3月3日の雛祭(ひなまつり)。まず日程からいえば、これは五節句の一つ「上巳(じょうし)の節句」の日である。ちなみに、節句は節目の日としての儀式のある日であり、五節句とは正月7日の「人日(じんじつ)」、3月3日の「上巳」、5月5日の「端午(たんご)」、7月7日の「七夕(しちせき)」、9月9日の「重陽(ちょうよう)」をいう。
ご存じのように、5月5日の端午の節句は男児の成長を祝う節句であり、これに対して3月3日の上巳の節句は女児の健やかな成長を祝う。そして、3月初旬の季節の花を代名詞として「桃の節句」ともいわれる。

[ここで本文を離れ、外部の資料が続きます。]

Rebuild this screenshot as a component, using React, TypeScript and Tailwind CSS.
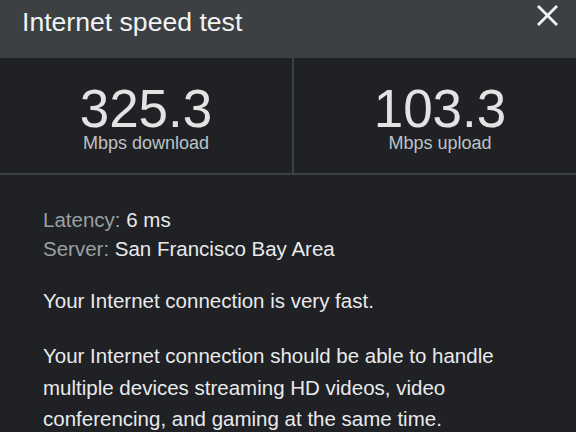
export default function App() {
  return (
    <div className="w-[576px] h-[432px] overflow-hidden bg-[#202124] font-['Liberation_Sans',Arial,sans-serif]">
      <div className="w-[586px]">
        <div className="h-[58px] bg-[#3c4043] flex justify-between items-start pl-[22px] pr-[28px]">
          <span className="text-[26.6px] leading-[30px] pt-[7px] text-[#f1f3f4]">
            Internet speed test
          </span>
          <svg width="21" height="21" viewBox="0 0 21 21" className="mt-[5px]">
            <path
              d="M2 2 L19 19 M19 2 L2 19"
              stroke="#f1f3f4"
              strokeWidth="2.8"
              strokeLinecap="square"
            />
          </svg>
        </div>
        <div className="flex h-[117px] border-b-2 border-[#3c4043]">
          <div className="w-[292px] flex flex-col items-center pt-[26px]">
            <span className="text-[53px] leading-[49px] text-[#e3e3e3]">325.3</span>
            <span className="mt-[1px] text-[18px] leading-[18px] text-[#bdc1c6]">Mbps download</span>
          </div>
          <div className="w-[2px] bg-[#3c4043]" />
          <div className="flex-1 flex flex-col items-center pt-[26px]">
            <span className="text-[53px] leading-[49px] text-[#e3e3e3]">103.3</span>
            <span className="mt-[1px] text-[18px] leading-[18px] text-[#bdc1c6]">Mbps upload</span>
          </div>
        </div>
        <div className="px-[43px] pt-[30px] text-[20.5px] text-[#e8eaed]">
          <div className="leading-[29px]">
            <span className="text-[#9aa0a6]">Latency: </span>6 ms
          </div>
          <div className="leading-[29px]">
            <span className="text-[#9aa0a6]">Server: </span>San Francisco Bay Area
          </div>
          <p className="mt-[22px] leading-[31px]">Your Internet connection is very fast.</p>
          <p className="mt-[24px] leading-[31.5px]">
            Your Internet connection should be able to handle multiple devices streaming HD
            videos, video conferencing, and gaming at the same time.
          </p>
        </div>
      </div>
    </div>
  );
}
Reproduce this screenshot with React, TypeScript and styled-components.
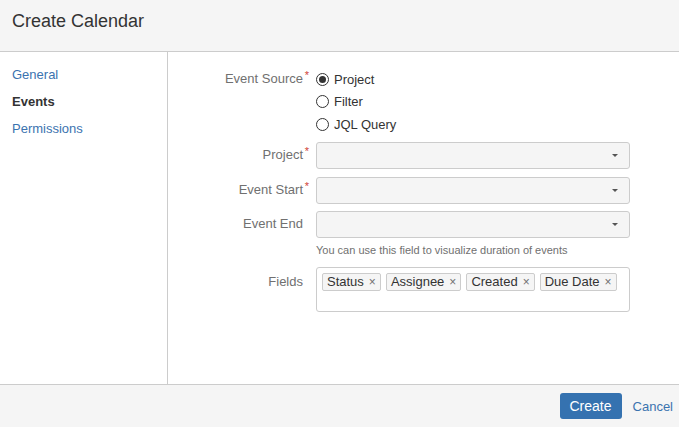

この五節句、源流は古代中国なのだが、平安時代には日本にも伝わっていたようだ。なかでも3月3日については平安貴族の間で「上巳の祓(はらえ)」が行われた。これは、人形(ひとがた)で身をぬぐって「けがれ」を人形に移し、それをあとで川に流すという行事で、現在でも鳥取県などに「流し雛」の形の習俗「ひなおくり」として残っている。
最初はこのように、3月3日の人形は紙や布で簡単に作られていたが、室町期になって胡粉(ごふん)で作った雛人形ができ、以降はこれが3月3日に飾る「飾り雛」となった。それが貴族だけでなく民間にも広がったのである。
そして、江戸期には人形製作が大いに進歩し、等身大のものまで作られた。また、段飾りも始まり、衣装も華美を極めるようになって、再三、禁止令が出されたという。この江戸期の都市部の女児の間で定着した「雛飾りに桃の花、白酒、紅白緑の菱餅(ひしもち)を供えて遊ぶ形」が、明治期の商業、流通の発達とともに地方にも普及していった。
現在、男雛と女雛の並び方が関東風(全国一般)と京都風では逆、とよくいわれる。関東風は向かって左に男雛(並び方としては右に男雛)。これは日本古来の「左上座」の考え方とは逆だが、大正天皇が即位した際の、洋装でのヨーロッパ式の並び方にならったものとされている。
東伊豆の稲取には、「雛の吊るし飾り」、通称「吊るし雛」がある。江戸期からの伝統的な飾り方という。また、春の訪れの遅い飛騨高山では、1カ月遅れの4月3日に雛祭が行われる。